Listed Building – Grade II*
- Designated: 10 September 1954
- Reference no.: 1167086

= Stone Gappe =

Stone Gappe is an 18th-century house in Lothersdale, North Yorkshire, England; it is a Grade II* listed building.

==Construction==
The house was constructed for William Bawdwen and completed in 1725. It is constructed of dressed stone with a hipped slate roof. Three storeys high and five bays wide, the south elevation is symmetrical about a central canted bay.

==Literary and musical connections==
By 1839 the house was owned by John Benson Sidgwick, a mill owner in nearby Skipton, and in May 1839 he engaged Charlotte Brontë to be governess for two of his children.
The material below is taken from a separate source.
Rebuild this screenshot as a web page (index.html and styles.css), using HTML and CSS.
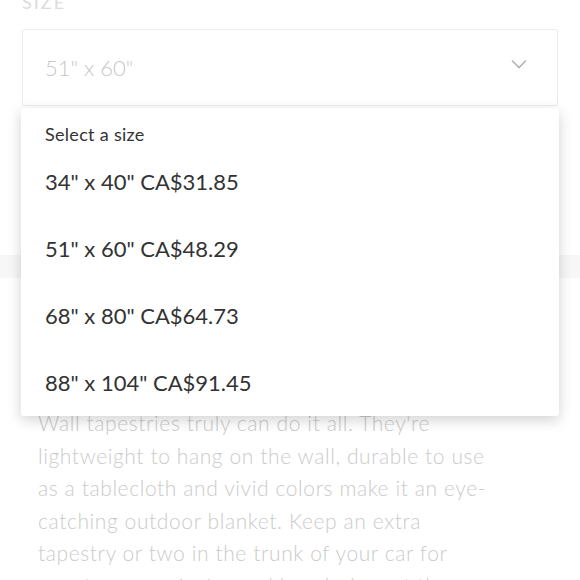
FILE: index.html
```html
<!DOCTYPE html>
<html lang="en">
<head>
    <meta charset="UTF-8">
    <meta name="viewport" content="width=device-width, initial-scale=1.0">
    <title>Wall Tapestry - Size</title>
    <link rel="stylesheet" href="styles.css">
</head>
<body>
    <div class="product">
        <div class="field-label">Size</div>
        <div class="select">
            <span class="select-value">51" x 60"</span>
            <svg class="chevron" width="16" height="10" viewBox="0 0 16 10">
                <path d="M1 1.5 L8 8.5 L15 1.5" fill="none" stroke="#b4b4b4" stroke-width="1.6"/>
            </svg>
        </div>

        <div class="divider"></div>

        <p class="description">
            Wall tapestries truly can do it all. They're lightweight to hang on the wall, durable to use as a tablecloth and vivid colors make it an eye-catching outdoor blanket. Keep an extra tapestry or two in the trunk of your car for spontaneous picnics and beach days at the drop of a hat.
        </p>
    </div>

    <div class="dropdown">
        <div class="dropdown-title">Select a size</div>
        <div class="option">34" x 40" CA$31.85</div>
        <div class="option">51" x 60" CA$48.29</div>
        <div class="option">68" x 80" CA$64.73</div>
        <div class="option">88" x 104" CA$91.45</div>
    </div>
</body>
</html>
```

FILE: styles.css
```css
body {
    font-family: 'Lato', 'Noto Sans', sans-serif;
    background-color: #fff;
    color: #333;
    margin: 0;
    height: 580px;
    overflow: hidden;
    position: relative;
}
.product {
    margin-top: -8px;
}
.field-label {
    font-size: 18px;
    line-height: 20px;
    letter-spacing: 2px;
    text-transform: uppercase;
    color: #dcdcdc;
    padding-left: 22px;
}
.select {
    margin: 17px 22px 0;
    height: 77px;
    border: 1px solid #ececec;
    border-radius: 2px;
    box-sizing: border-box;
    padding: 0 30px 0 22px;
    display: flex;
    justify-content: space-between;
    align-items: center;
}
.select-value {
    font-size: 22px;
    color: #c6c6c6;
    font-weight: 300;
}
.chevron {
    margin-bottom: 7px;
}
.divider {
    margin-top: 149px;
    height: 23px;
    background-color: #f7f7f7;
}
.description {
    margin: 129px 0 0;
    width: 460px;
    padding: 0 38px;
    font-size: 21px;
    line-height: 32.5px;
    letter-spacing: 0.6px;
    color: #cbcbcb;
    font-weight: 300;
}
.dropdown {
    position: absolute;
    top: 108px;
    left: 21px;
    width: 538px;
    background-color: #fff;
    border-radius: 3px;
    box-shadow: 0 4px 14px rgba(0, 0, 0, 0.18);
    padding-top: 14px;
}
.dropdown-title {
    font-size: 18px;
    line-height: 24px;
    letter-spacing: 0.3px;
    padding-left: 24px;
    margin-bottom: 2px;
    color: #333;
}
.option {
    font-size: 22px;
    line-height: 67px;
    padding-left: 24px;
    color: #333;
}
```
Brontë's stay was short though and within weeks she left to return to Haworth. It is considered that Stone Gappe was the model for Gateshead Hall, the childhood home of the eponymous heroine of Jane Eyre.

The house became the property of Sir John Horsfall, baronet of Hayfield and his heirs. The family let the house and one of the tenants was Dr J Black and his family. Dr Black's wife was Clare Delius, sister of the composer Frederick Delius and in her book, Frederick Delius: Memories of my Brother, there are several references to the composer's visits to the house.

==Youth use==
By the mid-1920s the property was let to the Reverend Aldous, the rector of Lothersdale, who sub-let the house to be used as a youth camp centre along the lines of those organised by the then Duke of York (later George VI). In 1931 the house became the first youth hostel opened in Yorkshire's West Riding by Youth Hostels Association (England & Wales). Despite initial popularity the use as a hostel only lasted until July 1935 due to the greater popularity of other locations.

==Current use==
The house remains in private hands and has reverted to use as a private residence.